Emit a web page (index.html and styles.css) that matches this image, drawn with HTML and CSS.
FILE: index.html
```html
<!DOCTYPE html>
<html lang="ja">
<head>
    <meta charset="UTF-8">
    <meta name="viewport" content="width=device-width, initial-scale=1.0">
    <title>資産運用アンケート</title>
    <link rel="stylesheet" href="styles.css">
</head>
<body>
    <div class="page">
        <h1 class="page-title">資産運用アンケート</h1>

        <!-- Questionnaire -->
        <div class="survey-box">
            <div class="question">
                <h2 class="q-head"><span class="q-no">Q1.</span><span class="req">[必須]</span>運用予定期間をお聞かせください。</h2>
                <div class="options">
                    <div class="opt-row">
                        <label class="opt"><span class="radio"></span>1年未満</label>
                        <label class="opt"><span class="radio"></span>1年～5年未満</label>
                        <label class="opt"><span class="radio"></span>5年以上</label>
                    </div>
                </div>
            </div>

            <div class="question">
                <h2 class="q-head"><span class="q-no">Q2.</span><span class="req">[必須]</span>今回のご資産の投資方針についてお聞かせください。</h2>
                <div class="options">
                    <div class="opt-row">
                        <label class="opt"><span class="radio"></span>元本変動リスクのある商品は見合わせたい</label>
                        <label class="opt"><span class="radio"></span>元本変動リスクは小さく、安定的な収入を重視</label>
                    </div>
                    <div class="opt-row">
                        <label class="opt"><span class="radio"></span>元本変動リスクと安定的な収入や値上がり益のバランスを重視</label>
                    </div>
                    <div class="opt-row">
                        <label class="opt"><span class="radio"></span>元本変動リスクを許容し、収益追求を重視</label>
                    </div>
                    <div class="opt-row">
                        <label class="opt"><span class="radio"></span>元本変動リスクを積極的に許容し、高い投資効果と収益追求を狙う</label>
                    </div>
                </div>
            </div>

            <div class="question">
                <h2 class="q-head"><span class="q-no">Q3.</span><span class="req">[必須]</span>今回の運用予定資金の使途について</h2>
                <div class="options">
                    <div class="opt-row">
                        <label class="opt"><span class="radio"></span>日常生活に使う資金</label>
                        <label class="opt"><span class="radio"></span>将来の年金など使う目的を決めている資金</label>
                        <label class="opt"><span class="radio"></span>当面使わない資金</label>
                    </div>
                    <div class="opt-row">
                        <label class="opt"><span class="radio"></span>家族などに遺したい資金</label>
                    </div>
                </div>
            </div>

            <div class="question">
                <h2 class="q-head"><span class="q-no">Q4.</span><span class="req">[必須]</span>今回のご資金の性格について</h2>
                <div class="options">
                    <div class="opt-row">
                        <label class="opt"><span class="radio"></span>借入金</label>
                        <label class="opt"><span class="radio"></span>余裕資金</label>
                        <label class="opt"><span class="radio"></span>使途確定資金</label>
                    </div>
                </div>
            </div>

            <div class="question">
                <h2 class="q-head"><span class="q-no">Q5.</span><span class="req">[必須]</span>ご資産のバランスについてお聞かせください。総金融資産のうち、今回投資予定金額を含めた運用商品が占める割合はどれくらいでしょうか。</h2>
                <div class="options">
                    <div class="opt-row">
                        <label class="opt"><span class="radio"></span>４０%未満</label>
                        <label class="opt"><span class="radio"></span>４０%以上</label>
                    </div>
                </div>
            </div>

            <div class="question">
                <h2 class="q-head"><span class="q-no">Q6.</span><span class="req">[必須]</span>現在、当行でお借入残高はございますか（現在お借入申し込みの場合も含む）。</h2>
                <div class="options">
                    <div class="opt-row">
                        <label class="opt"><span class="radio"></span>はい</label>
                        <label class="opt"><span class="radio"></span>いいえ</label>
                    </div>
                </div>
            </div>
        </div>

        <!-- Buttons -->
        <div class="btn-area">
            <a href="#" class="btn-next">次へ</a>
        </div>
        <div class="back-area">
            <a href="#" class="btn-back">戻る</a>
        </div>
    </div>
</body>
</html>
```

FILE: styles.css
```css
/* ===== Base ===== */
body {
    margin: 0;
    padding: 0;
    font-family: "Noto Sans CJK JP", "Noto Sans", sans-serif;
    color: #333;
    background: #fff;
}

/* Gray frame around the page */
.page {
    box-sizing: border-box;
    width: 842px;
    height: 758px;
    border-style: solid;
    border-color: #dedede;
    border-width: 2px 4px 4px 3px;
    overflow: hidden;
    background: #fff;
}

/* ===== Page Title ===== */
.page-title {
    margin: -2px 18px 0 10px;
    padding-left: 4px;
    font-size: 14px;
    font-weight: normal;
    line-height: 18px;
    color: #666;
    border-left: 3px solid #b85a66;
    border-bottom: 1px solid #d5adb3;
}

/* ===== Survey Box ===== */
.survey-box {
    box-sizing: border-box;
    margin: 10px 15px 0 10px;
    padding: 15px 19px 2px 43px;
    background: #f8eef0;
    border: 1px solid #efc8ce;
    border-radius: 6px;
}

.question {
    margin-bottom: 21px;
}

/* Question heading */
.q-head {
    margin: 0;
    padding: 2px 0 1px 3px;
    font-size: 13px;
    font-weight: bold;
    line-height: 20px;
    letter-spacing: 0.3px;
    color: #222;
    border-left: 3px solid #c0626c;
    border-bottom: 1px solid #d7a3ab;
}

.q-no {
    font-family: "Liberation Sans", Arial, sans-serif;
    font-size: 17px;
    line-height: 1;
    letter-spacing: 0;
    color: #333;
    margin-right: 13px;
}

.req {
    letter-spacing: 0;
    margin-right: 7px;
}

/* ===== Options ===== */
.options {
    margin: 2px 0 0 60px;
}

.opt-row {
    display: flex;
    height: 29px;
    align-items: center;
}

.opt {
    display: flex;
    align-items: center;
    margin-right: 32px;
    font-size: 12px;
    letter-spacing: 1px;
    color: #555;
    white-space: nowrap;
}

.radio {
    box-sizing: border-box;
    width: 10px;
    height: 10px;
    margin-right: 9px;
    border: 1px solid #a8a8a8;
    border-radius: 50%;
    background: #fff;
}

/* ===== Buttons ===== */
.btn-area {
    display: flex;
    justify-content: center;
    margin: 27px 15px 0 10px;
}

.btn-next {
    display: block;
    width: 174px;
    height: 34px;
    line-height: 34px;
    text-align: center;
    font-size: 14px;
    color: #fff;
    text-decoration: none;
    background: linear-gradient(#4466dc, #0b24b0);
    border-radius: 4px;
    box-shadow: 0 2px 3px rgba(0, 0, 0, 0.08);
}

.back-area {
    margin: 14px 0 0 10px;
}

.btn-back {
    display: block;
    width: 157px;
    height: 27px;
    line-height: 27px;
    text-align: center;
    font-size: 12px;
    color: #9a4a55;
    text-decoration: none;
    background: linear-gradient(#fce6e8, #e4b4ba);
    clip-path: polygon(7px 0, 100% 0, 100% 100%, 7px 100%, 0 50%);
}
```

━━━

INSTRUCTION: Output the listing above without altering a single character.

RESULT OF THIS TASK:
Emit a web page (index.html and styles.css) that matches this image, drawn with HTML and CSS.
FILE: index.html
```html
<!DOCTYPE html>
<html lang="ja">
<head>
    <meta charset="UTF-8">
    <meta name="viewport" content="width=device-width, initial-scale=1.0">
    <title>資産運用アンケート</title>
    <link rel="stylesheet" href="styles.css">
</head>
<body>
    <div class="page">
        <h1 class="page-title">資産運用アンケート</h1>

        <!-- Questionnaire -->
        <div class="survey-box">
            <div class="question">
                <h2 class="q-head"><span class="q-no">Q1.</span><span class="req">[必須]</span>運用予定期間をお聞かせください。</h2>
                <div class="options">
                    <div class="opt-row">
                        <label class="opt"><span class="radio"></span>1年未満</label>
                        <label class="opt"><span class="radio"></span>1年～5年未満</label>
                        <label class="opt"><span class="radio"></span>5年以上</label>
                    </div>
                </div>
            </div>

            <div class="question">
                <h2 class="q-head"><span class="q-no">Q2.</span><span class="req">[必須]</span>今回のご資産の投資方針についてお聞かせください。</h2>
                <div class="options">
                    <div class="opt-row">
                        <label class="opt"><span class="radio"></span>元本変動リスクのある商品は見合わせたい</label>
                        <label class="opt"><span class="radio"></span>元本変動リスクは小さく、安定的な収入を重視</label>
                    </div>
                    <div class="opt-row">
                        <label class="opt"><span class="radio"></span>元本変動リスクと安定的な収入や値上がり益のバランスを重視</label>
                    </div>
                    <div class="opt-row">
                        <label class="opt"><span class="radio"></span>元本変動リスクを許容し、収益追求を重視</label>
                    </div>
                    <div class="opt-row">
                        <label class="opt"><span class="radio"></span>元本変動リスクを積極的に許容し、高い投資効果と収益追求を狙う</label>
                    </div>
                </div>
            </div>

            <div class="question">
                <h2 class="q-head"><span class="q-no">Q3.</span><span class="req">[必須]</span>今回の運用予定資金の使途について</h2>
                <div class="options">
                    <div class="opt-row">
                        <label class="opt"><span class="radio"></span>日常生活に使う資金</label>
                        <label class="opt"><span class="radio"></span>将来の年金など使う目的を決めている資金</label>
                        <label class="opt"><span class="radio"></span>当面使わない資金</label>
                    </div>
                    <div class="opt-row">
                        <label class="opt"><span class="radio"></span>家族などに遺したい資金</label>
                    </div>
                </div>
            </div>

            <div class="question">
                <h2 class="q-head"><span class="q-no">Q4.</span><span class="req">[必須]</span>今回のご資金の性格について</h2>
                <div class="options">
                    <div class="opt-row">
                        <label class="opt"><span class="radio"></span>借入金</label>
                        <label class="opt"><span class="radio"></span>余裕資金</label>
                        <label class="opt"><span class="radio"></span>使途確定資金</label>
                    </div>
                </div>
            </div>

            <div class="question">
                <h2 class="q-head"><span class="q-no">Q5.</span><span class="req">[必須]</span>ご資産のバランスについてお聞かせください。総金融資産のうち、今回投資予定金額を含めた運用商品が占める割合はどれくらいでしょうか。</h2>
                <div class="options">
                    <div class="opt-row">
                        <label class="opt"><span class="radio"></span>４０%未満</label>
                        <label class="opt"><span class="radio"></span>４０%以上</label>
                    </div>
                </div>
            </div>

            <div class="question">
                <h2 class="q-head"><span class="q-no">Q6.</span><span class="req">[必須]</span>現在、当行でお借入残高はございますか（現在お借入申し込みの場合も含む）。</h2>
                <div class="options">
                    <div class="opt-row">
                        <label class="opt"><span class="radio"></span>はい</label>
                        <label class="opt"><span class="radio"></span>いいえ</label>
                    </div>
                </div>
            </div>
        </div>

        <!-- Buttons -->
        <div class="btn-area">
            <a href="#" class="btn-next">次へ</a>
        </div>
        <div class="back-area">
            <a href="#" class="btn-back">戻る</a>
        </div>
    </div>
</body>
</html>
```

FILE: styles.css
```css
/* ===== Base ===== */
body {
    margin: 0;
    padding: 0;
    font-family: "Noto Sans CJK JP", "Noto Sans", sans-serif;
    color: #333;
    background: #fff;
}

/* Gray frame around the page */
.page {
    box-sizing: border-box;
    width: 842px;
    height: 758px;
    border-style: solid;
    border-color: #dedede;
    border-width: 2px 4px 4px 3px;
    overflow: hidden;
    background: #fff;
}

/* ===== Page Title ===== */
.page-title {
    margin: -2px 18px 0 10px;
    padding-left: 4px;
    font-size: 14px;
    font-weight: normal;
    line-height: 18px;
    color: #666;
    border-left: 3px solid #b85a66;
    border-bottom: 1px solid #d5adb3;
}

/* ===== Survey Box ===== */
.survey-box {
    box-sizing: border-box;
    margin: 10px 15px 0 10px;
    padding: 15px 19px 2px 43px;
    background: #f8eef0;
    border: 1px solid #efc8ce;
    border-radius: 6px;
}

.question {
    margin-bottom: 21px;
}

/* Question heading */
.q-head {
    margin: 0;
    padding: 2px 0 1px 3px;
    font-size: 13px;
    font-weight: bold;
    line-height: 20px;
    letter-spacing: 0.3px;
    color: #222;
    border-left: 3px solid #c0626c;
    border-bottom: 1px solid #d7a3ab;
}

.q-no {
    font-family: "Liberation Sans", Arial, sans-serif;
    font-size: 17px;
    line-height: 1;
    letter-spacing: 0;
    color: #333;
    margin-right: 13px;
}

.req {
    letter-spacing: 0;
    margin-right: 7px;
}

/* ===== Options ===== */
.options {
    margin: 2px 0 0 60px;
}

.opt-row {
    display: flex;
    height: 29px;
    align-items: center;
}

.opt {
    display: flex;
    align-items: center;
    margin-right: 32px;
    font-size: 12px;
    letter-spacing: 1px;
    color: #555;
    white-space: nowrap;
}

.radio {
    box-sizing: border-box;
    width: 10px;
    height: 10px;
    margin-right: 9px;
    border: 1px solid #a8a8a8;
    border-radius: 50%;
    background: #fff;
}

/* ===== Buttons ===== */
.btn-area {
    display: flex;
    justify-content: center;
    margin: 27px 15px 0 10px;
}

.btn-next {
    display: block;
    width: 174px;
    height: 34px;
    line-height: 34px;
    text-align: center;
    font-size: 14px;
    color: #fff;
    text-decoration: none;
    background: linear-gradient(#4466dc, #0b24b0);
    border-radius: 4px;
    box-shadow: 0 2px 3px rgba(0, 0, 0, 0.08);
}

.back-area {
    margin: 14px 0 0 10px;
}

.btn-back {
    display: block;
    width: 157px;
    height: 27px;
    line-height: 27px;
    text-align: center;
    font-size: 12px;
    color: #9a4a55;
    text-decoration: none;
    background: linear-gradient(#fce6e8, #e4b4ba);
    clip-path: polygon(7px 0, 100% 0, 100% 100%, 7px 100%, 0 50%);
}
```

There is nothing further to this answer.